Data provided
+---+
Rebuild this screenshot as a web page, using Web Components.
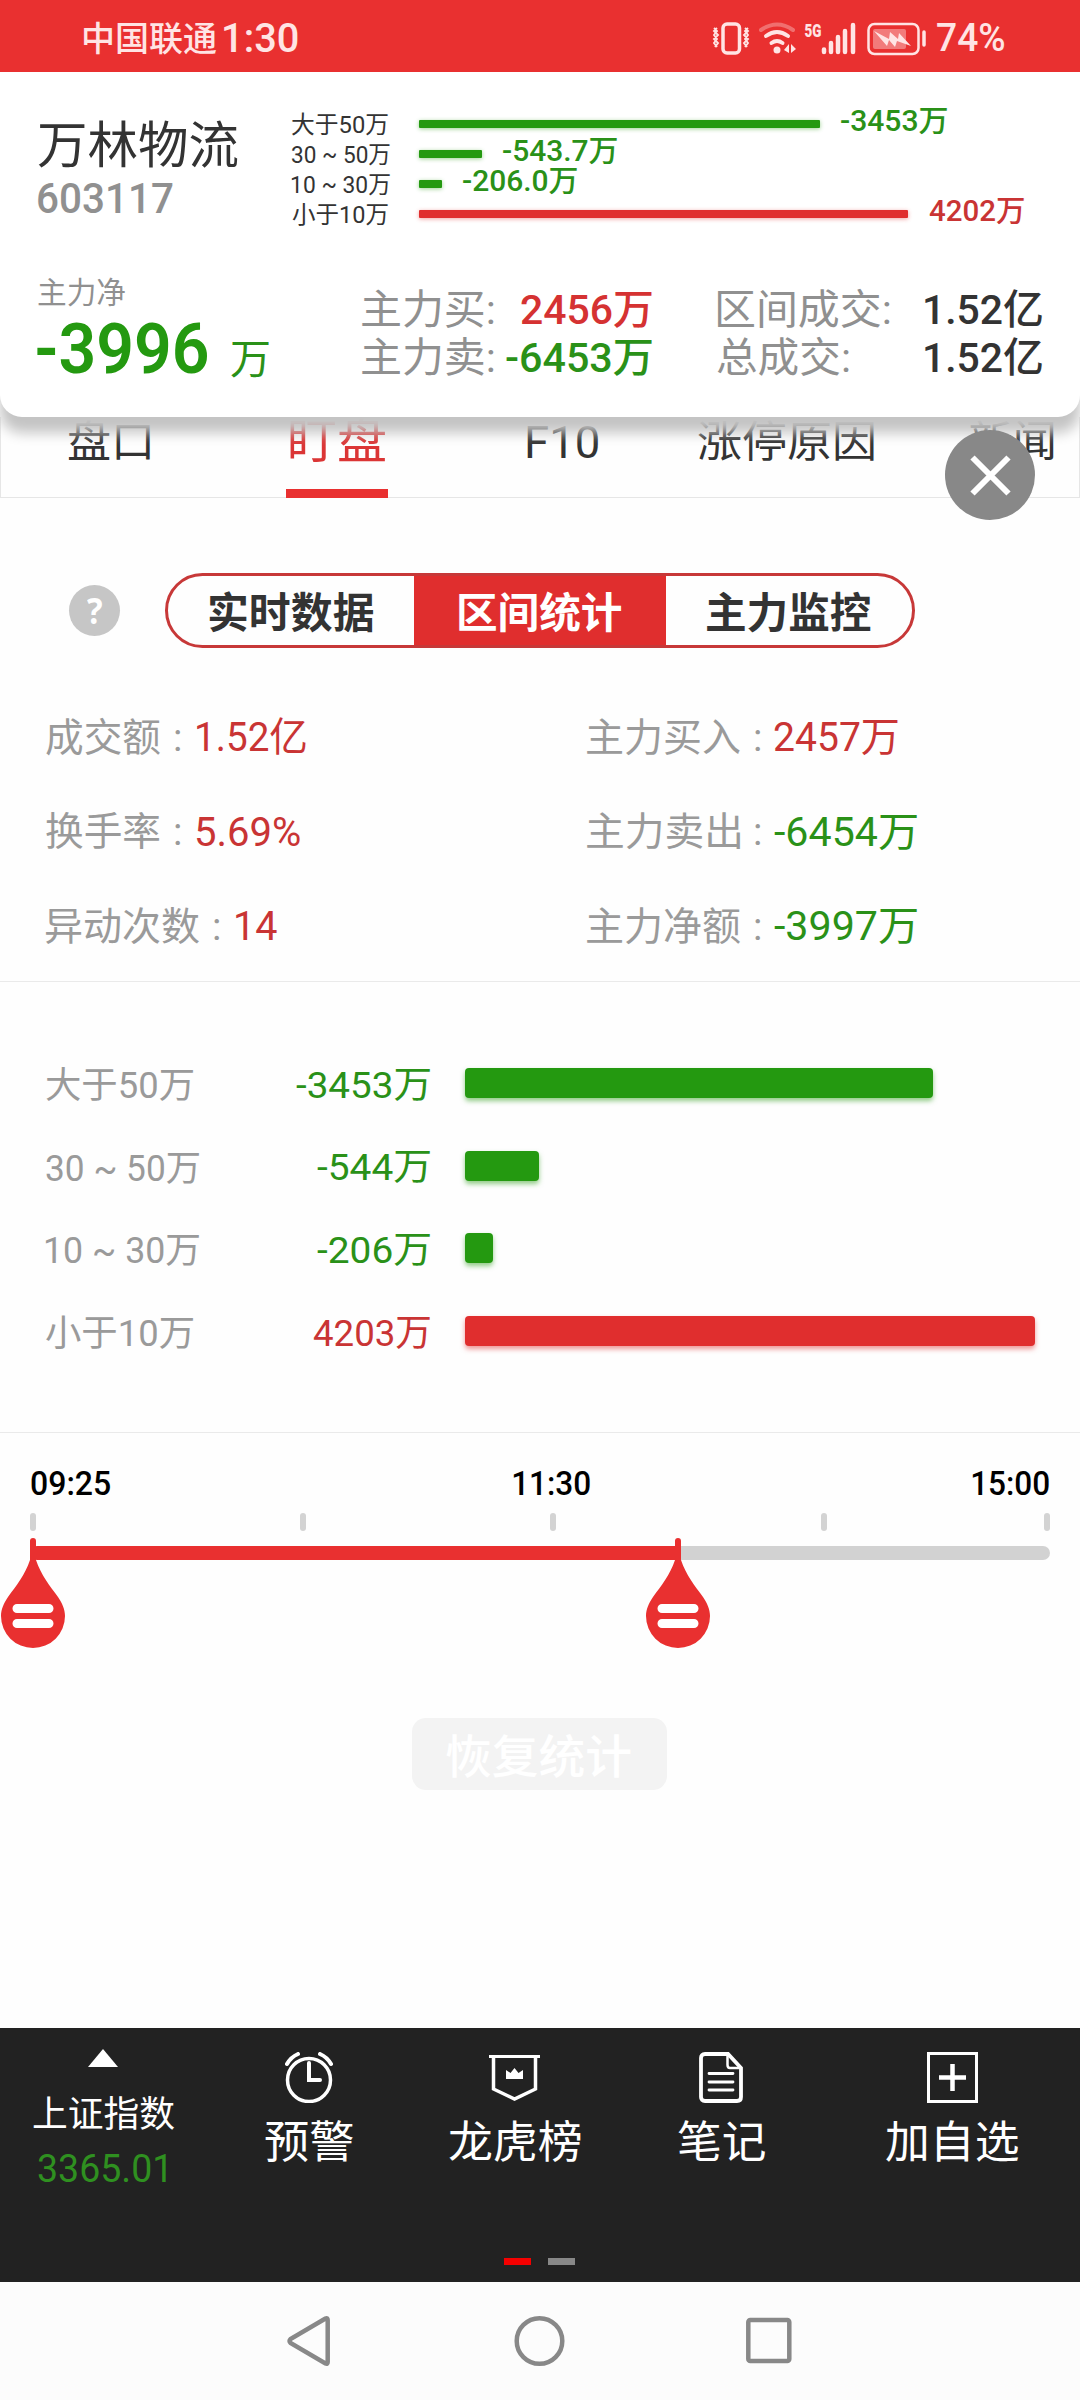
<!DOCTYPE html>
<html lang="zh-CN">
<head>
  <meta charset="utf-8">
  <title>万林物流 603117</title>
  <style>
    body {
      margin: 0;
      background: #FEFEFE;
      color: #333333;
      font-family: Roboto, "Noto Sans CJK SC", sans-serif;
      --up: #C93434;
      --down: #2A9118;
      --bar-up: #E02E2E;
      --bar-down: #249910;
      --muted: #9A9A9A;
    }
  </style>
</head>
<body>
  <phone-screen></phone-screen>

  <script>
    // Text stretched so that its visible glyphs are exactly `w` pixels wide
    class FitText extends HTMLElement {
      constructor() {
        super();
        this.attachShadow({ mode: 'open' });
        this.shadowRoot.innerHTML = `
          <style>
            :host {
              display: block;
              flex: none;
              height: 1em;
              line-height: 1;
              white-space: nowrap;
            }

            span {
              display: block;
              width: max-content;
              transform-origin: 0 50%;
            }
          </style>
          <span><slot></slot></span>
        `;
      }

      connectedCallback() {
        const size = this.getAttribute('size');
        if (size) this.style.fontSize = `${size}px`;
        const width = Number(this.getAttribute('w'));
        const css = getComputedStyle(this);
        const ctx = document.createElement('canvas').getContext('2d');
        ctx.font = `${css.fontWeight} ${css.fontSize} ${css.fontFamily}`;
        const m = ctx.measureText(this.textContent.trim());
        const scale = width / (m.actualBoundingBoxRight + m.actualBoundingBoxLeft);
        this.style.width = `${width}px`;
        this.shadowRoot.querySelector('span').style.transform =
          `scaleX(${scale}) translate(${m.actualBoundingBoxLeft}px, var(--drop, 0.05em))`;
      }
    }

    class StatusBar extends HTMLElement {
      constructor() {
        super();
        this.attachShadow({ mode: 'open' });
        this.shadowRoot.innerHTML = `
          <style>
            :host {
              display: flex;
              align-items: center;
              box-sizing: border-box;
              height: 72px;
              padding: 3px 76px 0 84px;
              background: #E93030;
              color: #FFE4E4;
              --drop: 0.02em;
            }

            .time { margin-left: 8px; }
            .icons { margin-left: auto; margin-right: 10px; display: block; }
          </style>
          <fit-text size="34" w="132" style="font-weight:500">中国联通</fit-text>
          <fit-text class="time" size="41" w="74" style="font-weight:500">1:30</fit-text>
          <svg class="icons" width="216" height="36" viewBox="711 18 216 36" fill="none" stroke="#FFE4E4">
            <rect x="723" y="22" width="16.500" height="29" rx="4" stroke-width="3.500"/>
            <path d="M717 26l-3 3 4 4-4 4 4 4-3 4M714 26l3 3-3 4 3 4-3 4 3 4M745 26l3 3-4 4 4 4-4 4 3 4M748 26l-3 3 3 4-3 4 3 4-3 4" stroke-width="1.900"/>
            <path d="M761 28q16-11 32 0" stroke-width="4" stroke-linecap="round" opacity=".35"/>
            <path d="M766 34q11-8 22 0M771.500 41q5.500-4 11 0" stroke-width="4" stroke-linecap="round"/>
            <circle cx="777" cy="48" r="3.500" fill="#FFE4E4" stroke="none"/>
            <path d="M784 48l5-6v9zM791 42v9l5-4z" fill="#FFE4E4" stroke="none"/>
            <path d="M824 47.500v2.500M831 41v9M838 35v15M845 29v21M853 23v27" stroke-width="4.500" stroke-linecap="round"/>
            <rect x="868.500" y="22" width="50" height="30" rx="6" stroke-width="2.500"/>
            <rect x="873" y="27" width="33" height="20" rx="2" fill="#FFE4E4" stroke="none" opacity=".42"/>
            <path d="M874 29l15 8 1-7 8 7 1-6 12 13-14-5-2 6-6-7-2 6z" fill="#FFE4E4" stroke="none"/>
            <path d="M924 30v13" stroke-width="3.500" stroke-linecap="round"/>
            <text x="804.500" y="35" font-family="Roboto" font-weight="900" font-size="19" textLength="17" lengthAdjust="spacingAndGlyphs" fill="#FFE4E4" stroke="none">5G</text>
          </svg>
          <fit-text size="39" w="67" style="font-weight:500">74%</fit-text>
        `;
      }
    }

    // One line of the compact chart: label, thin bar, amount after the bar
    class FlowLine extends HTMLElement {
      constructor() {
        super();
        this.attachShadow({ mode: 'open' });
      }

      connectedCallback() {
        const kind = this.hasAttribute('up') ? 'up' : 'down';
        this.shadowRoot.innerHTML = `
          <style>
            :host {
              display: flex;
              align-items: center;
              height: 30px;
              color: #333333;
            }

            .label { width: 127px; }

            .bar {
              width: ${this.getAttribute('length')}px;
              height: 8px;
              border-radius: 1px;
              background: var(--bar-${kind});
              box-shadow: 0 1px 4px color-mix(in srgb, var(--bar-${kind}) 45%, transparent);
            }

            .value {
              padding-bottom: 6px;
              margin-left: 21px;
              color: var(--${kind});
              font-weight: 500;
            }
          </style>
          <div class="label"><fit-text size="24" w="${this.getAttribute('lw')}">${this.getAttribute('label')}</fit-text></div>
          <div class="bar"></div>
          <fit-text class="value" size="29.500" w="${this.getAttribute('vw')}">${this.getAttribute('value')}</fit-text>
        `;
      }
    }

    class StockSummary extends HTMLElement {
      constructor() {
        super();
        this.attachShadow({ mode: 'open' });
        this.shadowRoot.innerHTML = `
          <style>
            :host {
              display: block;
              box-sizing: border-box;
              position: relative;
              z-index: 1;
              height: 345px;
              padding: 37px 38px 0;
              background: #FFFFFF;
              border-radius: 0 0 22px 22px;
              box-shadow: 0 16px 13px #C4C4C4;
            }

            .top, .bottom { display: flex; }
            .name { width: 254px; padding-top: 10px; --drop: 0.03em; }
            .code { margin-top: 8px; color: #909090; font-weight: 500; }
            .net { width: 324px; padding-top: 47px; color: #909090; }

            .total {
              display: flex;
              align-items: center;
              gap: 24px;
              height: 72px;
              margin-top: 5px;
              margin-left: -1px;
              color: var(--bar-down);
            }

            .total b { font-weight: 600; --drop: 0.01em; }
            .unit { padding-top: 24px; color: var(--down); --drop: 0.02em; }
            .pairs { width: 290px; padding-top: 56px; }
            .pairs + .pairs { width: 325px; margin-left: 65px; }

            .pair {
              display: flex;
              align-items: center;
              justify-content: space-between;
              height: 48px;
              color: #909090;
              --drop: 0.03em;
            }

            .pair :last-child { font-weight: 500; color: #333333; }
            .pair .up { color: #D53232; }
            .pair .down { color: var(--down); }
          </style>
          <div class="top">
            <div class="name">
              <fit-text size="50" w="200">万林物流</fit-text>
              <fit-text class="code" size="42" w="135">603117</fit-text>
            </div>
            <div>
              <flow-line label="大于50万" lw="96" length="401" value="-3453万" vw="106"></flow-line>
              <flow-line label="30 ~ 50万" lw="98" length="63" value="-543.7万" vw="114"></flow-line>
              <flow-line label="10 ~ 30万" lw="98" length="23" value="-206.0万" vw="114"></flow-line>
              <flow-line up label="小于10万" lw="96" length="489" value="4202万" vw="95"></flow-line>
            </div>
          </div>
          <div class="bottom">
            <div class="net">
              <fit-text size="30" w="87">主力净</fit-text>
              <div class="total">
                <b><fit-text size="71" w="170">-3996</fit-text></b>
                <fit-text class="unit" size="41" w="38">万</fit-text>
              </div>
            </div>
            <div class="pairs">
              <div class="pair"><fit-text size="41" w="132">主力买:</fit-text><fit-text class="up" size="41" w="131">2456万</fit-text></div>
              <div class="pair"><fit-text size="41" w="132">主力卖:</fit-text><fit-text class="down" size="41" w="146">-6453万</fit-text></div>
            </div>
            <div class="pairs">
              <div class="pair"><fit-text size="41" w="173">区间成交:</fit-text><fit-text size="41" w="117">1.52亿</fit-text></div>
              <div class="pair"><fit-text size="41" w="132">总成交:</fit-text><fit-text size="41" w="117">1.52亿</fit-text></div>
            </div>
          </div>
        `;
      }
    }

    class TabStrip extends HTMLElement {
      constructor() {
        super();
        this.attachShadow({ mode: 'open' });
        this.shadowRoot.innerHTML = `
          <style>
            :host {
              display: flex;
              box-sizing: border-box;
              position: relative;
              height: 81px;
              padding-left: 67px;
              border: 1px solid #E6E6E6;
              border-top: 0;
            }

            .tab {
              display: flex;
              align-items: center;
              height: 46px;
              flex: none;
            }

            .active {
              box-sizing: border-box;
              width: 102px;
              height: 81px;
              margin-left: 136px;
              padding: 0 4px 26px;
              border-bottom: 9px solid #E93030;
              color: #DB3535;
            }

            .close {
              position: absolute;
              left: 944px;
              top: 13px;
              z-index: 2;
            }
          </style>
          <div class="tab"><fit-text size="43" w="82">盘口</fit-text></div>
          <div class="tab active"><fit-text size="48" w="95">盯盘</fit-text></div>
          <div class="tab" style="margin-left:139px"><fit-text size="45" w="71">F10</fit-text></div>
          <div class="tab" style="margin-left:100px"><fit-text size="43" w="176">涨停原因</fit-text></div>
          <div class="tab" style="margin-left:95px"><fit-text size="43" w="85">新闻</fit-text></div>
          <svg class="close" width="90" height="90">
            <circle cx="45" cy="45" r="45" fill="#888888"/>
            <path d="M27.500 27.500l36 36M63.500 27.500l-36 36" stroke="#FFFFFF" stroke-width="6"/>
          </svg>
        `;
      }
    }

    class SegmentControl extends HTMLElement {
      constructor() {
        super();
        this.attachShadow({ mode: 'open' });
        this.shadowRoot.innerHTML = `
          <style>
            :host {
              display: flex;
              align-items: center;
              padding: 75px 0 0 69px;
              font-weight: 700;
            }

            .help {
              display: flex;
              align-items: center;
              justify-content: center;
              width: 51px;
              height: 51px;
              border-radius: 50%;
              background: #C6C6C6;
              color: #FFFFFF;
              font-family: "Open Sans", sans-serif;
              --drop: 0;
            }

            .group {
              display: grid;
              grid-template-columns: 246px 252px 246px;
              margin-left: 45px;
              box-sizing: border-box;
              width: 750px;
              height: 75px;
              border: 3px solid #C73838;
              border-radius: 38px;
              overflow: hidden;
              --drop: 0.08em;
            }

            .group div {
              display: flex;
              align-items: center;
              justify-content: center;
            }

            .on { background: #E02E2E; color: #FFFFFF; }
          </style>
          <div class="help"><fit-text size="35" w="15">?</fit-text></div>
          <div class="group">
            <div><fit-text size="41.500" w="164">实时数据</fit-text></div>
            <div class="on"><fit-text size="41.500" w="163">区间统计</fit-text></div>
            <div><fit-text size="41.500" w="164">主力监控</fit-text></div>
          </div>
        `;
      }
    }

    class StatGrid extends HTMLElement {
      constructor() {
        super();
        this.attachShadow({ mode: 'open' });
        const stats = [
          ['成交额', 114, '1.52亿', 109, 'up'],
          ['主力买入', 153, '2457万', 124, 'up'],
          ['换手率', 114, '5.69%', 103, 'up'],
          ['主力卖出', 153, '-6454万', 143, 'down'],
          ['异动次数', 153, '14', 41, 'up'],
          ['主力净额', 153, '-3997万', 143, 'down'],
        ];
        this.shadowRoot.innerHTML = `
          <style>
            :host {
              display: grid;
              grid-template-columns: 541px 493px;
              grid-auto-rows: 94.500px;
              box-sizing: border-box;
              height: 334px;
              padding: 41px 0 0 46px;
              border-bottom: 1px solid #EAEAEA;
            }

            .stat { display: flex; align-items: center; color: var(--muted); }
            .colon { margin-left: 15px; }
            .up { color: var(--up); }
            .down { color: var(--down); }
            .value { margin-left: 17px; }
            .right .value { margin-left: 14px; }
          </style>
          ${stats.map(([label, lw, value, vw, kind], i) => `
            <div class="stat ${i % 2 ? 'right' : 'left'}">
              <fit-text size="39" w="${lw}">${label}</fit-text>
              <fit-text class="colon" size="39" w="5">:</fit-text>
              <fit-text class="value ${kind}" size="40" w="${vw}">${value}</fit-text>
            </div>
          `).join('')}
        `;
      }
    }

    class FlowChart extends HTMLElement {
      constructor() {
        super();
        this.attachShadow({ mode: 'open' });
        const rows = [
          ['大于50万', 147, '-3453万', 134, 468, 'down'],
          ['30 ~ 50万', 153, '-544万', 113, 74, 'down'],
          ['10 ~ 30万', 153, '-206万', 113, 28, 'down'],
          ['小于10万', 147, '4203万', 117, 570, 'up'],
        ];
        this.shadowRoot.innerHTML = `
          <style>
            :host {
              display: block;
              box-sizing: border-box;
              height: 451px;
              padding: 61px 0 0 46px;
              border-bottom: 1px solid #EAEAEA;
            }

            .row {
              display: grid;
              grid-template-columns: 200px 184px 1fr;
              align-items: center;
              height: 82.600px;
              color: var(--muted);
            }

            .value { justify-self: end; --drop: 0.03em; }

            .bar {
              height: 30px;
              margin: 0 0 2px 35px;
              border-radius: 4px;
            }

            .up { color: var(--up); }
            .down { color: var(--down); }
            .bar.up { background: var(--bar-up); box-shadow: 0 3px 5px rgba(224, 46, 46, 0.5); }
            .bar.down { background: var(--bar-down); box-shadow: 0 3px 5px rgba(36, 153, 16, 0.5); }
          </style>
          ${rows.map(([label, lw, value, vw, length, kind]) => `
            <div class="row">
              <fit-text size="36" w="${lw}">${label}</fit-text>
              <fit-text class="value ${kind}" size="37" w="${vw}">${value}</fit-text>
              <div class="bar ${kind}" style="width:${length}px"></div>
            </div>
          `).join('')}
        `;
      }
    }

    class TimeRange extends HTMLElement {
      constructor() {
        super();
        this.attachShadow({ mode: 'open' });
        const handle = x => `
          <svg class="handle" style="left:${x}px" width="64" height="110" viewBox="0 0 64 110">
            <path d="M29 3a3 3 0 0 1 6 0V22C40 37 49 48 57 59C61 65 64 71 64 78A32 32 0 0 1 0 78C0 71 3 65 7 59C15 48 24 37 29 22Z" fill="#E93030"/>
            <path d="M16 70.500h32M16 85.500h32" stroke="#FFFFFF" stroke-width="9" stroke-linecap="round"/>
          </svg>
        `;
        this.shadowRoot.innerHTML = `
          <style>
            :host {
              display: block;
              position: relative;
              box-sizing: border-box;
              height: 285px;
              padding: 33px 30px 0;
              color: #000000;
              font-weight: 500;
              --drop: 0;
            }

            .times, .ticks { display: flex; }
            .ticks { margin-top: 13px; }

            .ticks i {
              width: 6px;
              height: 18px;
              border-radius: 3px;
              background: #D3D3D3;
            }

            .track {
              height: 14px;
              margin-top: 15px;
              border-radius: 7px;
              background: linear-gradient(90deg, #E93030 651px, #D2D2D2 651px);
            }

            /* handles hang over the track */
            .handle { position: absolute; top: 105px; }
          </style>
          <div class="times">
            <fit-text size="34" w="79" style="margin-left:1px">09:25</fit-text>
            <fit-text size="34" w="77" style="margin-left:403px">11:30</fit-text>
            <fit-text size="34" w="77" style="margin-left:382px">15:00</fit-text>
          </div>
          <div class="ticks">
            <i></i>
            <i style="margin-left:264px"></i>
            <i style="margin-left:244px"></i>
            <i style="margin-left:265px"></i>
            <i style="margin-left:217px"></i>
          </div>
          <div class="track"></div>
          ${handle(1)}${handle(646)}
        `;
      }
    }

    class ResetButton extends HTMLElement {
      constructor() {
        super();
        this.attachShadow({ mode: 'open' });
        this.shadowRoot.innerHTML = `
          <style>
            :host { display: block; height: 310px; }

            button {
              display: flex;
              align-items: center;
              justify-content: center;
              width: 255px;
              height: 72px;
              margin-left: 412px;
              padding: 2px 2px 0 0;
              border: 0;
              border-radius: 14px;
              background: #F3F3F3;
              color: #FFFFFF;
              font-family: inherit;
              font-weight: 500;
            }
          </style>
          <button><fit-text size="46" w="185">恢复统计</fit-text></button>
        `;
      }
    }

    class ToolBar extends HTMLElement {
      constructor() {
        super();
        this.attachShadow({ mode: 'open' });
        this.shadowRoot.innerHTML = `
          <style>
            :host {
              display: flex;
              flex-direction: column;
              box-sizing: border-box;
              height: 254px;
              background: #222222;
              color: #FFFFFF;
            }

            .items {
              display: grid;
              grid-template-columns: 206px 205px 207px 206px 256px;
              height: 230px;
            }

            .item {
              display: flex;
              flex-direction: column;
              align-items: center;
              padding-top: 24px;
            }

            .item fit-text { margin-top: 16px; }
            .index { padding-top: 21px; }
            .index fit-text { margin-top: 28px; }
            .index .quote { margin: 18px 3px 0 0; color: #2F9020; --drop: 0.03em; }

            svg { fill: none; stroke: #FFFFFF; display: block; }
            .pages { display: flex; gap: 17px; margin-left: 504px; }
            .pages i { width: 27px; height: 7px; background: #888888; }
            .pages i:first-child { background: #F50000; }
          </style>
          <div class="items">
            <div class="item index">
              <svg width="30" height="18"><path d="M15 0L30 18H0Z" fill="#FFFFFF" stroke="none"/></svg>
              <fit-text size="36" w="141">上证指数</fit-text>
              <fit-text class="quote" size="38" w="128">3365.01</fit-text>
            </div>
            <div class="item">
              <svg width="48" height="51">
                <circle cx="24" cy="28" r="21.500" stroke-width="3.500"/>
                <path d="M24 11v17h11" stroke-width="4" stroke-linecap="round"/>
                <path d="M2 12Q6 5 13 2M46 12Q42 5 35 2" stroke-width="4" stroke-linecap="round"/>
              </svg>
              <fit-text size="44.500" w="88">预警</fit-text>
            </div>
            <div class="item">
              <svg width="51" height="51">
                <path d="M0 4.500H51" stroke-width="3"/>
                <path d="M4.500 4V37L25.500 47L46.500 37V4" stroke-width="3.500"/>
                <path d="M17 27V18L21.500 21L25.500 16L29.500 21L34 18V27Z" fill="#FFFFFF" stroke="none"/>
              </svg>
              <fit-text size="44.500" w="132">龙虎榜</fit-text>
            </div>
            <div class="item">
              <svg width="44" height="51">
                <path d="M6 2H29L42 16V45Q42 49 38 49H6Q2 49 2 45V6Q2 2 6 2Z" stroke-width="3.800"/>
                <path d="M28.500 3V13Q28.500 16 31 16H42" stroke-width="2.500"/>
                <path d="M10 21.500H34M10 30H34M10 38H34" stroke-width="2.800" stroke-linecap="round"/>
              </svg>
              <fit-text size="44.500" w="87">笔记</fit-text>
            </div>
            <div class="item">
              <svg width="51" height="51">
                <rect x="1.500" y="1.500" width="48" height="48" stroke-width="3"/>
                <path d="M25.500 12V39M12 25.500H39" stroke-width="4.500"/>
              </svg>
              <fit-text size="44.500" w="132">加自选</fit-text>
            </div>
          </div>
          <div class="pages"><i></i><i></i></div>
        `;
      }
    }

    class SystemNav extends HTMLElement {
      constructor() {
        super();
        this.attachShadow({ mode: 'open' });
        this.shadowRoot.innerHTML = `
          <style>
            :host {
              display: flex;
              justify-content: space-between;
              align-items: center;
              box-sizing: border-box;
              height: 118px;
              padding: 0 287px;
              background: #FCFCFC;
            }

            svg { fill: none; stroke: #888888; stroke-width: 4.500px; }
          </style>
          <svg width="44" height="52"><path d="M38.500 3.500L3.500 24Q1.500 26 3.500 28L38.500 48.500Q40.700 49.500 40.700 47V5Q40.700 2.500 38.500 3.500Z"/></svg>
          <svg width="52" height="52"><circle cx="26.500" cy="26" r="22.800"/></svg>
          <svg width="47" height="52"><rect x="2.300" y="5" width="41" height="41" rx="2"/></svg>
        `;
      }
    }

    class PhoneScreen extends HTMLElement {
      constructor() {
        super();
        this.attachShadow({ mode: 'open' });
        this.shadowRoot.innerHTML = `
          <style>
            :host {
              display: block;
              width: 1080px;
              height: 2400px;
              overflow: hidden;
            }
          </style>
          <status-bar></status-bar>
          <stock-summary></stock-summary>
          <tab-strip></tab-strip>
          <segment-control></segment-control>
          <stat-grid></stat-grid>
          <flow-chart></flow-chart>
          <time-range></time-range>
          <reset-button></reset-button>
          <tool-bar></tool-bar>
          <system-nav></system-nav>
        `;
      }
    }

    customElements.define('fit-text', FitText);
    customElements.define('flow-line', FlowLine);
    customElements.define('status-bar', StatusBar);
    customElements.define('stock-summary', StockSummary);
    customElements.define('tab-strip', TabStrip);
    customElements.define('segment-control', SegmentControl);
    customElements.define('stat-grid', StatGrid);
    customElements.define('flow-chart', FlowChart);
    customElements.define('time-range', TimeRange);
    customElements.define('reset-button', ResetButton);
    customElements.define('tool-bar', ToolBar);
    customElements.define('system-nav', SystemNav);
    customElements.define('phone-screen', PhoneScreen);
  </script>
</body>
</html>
+---+
Required work
Without any pictures, reproduce the lines from the first one in the material through the line that has "<phone-screen></phone-screen>", exactly as they appear.

Output for this exercise
Rebuild this screenshot as a web page, using Web Components.
<!DOCTYPE html>
<html lang="zh-CN">
<head>
  <meta charset="utf-8">
  <title>万林物流 603117</title>
  <style>
    body {
      margin: 0;
      background: #FEFEFE;
      color: #333333;
      font-family: Roboto, "Noto Sans CJK SC", sans-serif;
      --up: #C93434;
      --down: #2A9118;
      --bar-up: #E02E2E;
      --bar-down: #249910;
      --muted: #9A9A9A;
    }
  </style>
</head>
<body>
  <phone-screen></phone-screen>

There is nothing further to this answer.